-------- GIVEN MATERIAL --------

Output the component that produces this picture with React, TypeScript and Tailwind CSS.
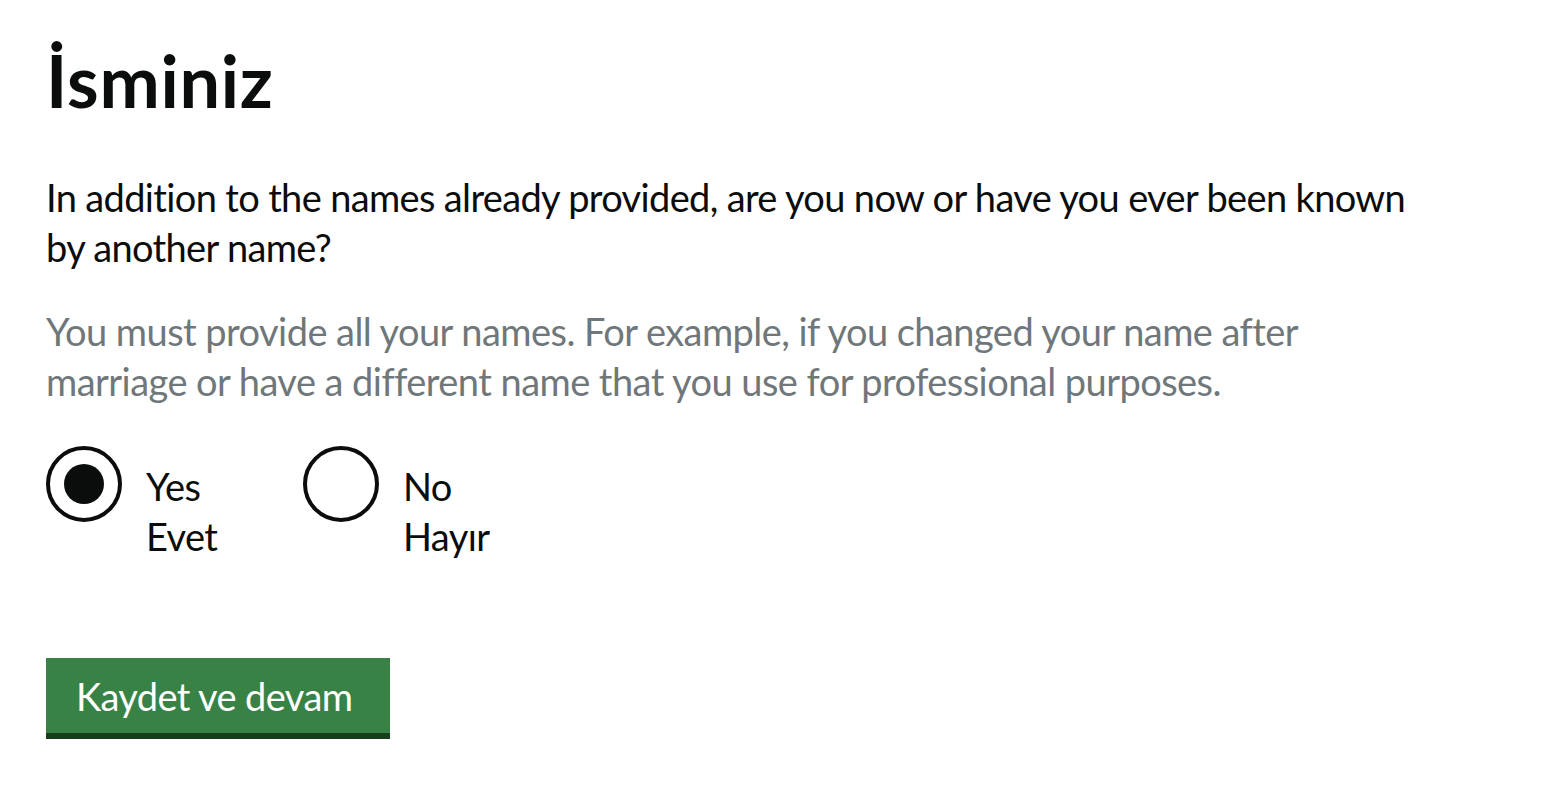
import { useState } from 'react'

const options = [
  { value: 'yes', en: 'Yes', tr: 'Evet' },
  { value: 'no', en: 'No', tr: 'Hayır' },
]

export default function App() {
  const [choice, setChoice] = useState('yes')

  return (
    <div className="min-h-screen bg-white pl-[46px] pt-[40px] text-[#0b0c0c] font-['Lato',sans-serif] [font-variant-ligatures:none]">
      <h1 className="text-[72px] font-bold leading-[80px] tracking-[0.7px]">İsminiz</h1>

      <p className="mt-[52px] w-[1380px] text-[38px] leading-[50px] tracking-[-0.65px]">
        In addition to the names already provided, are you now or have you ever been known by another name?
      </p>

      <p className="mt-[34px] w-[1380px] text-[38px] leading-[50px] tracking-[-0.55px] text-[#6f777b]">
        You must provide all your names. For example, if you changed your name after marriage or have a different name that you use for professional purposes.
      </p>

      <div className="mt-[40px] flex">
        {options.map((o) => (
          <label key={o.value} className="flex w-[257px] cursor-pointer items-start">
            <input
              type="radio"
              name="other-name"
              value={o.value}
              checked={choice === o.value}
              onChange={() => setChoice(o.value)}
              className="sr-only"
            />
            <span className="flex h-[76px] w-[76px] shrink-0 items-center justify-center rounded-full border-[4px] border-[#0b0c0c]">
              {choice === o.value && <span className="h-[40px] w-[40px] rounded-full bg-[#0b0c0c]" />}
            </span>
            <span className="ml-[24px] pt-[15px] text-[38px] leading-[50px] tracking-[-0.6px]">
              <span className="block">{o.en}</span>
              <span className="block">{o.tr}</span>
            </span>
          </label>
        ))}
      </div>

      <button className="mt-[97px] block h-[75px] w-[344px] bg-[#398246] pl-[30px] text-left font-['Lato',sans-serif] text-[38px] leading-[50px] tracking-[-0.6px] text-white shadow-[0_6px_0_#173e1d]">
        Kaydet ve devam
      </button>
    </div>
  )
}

--------

- [INSTRUCTIONS FOR THE TASK] Each line of the data should be quoted exactly, with pictures left out.

- [ANSWER FOR THE TASK]
Output the component that produces this picture with React, TypeScript and Tailwind CSS.
import { useState } from 'react'

const options = [
  { value: 'yes', en: 'Yes', tr: 'Evet' },
  { value: 'no', en: 'No', tr: 'Hayır' },
]

export default function App() {
  const [choice, setChoice] = useState('yes')

  return (
    <div className="min-h-screen bg-white pl-[46px] pt-[40px] text-[#0b0c0c] font-['Lato',sans-serif] [font-variant-ligatures:none]">
      <h1 className="text-[72px] font-bold leading-[80px] tracking-[0.7px]">İsminiz</h1>

      <p className="mt-[52px] w-[1380px] text-[38px] leading-[50px] tracking-[-0.65px]">
        In addition to the names already provided, are you now or have you ever been known by another name?
      </p>

      <p className="mt-[34px] w-[1380px] text-[38px] leading-[50px] tracking-[-0.55px] text-[#6f777b]">
        You must provide all your names. For example, if you changed your name after marriage or have a different name that you use for professional purposes.
      </p>

      <div className="mt-[40px] flex">
        {options.map((o) => (
          <label key={o.value} className="flex w-[257px] cursor-pointer items-start">
            <input
              type="radio"
              name="other-name"
              value={o.value}
              checked={choice === o.value}
              onChange={() => setChoice(o.value)}
              className="sr-only"
            />
            <span className="flex h-[76px] w-[76px] shrink-0 items-center justify-center rounded-full border-[4px] border-[#0b0c0c]">
              {choice === o.value && <span className="h-[40px] w-[40px] rounded-full bg-[#0b0c0c]" />}
            </span>
            <span className="ml-[24px] pt-[15px] text-[38px] leading-[50px] tracking-[-0.6px]">
              <span className="block">{o.en}</span>
              <span className="block">{o.tr}</span>
            </span>
          </label>
        ))}
      </div>

      <button className="mt-[97px] block h-[75px] w-[344px] bg-[#398246] pl-[30px] text-left font-['Lato',sans-serif] text-[38px] leading-[50px] tracking-[-0.6px] text-white shadow-[0_6px_0_#173e1d]">
        Kaydet ve devam
      </button>
    </div>
  )
}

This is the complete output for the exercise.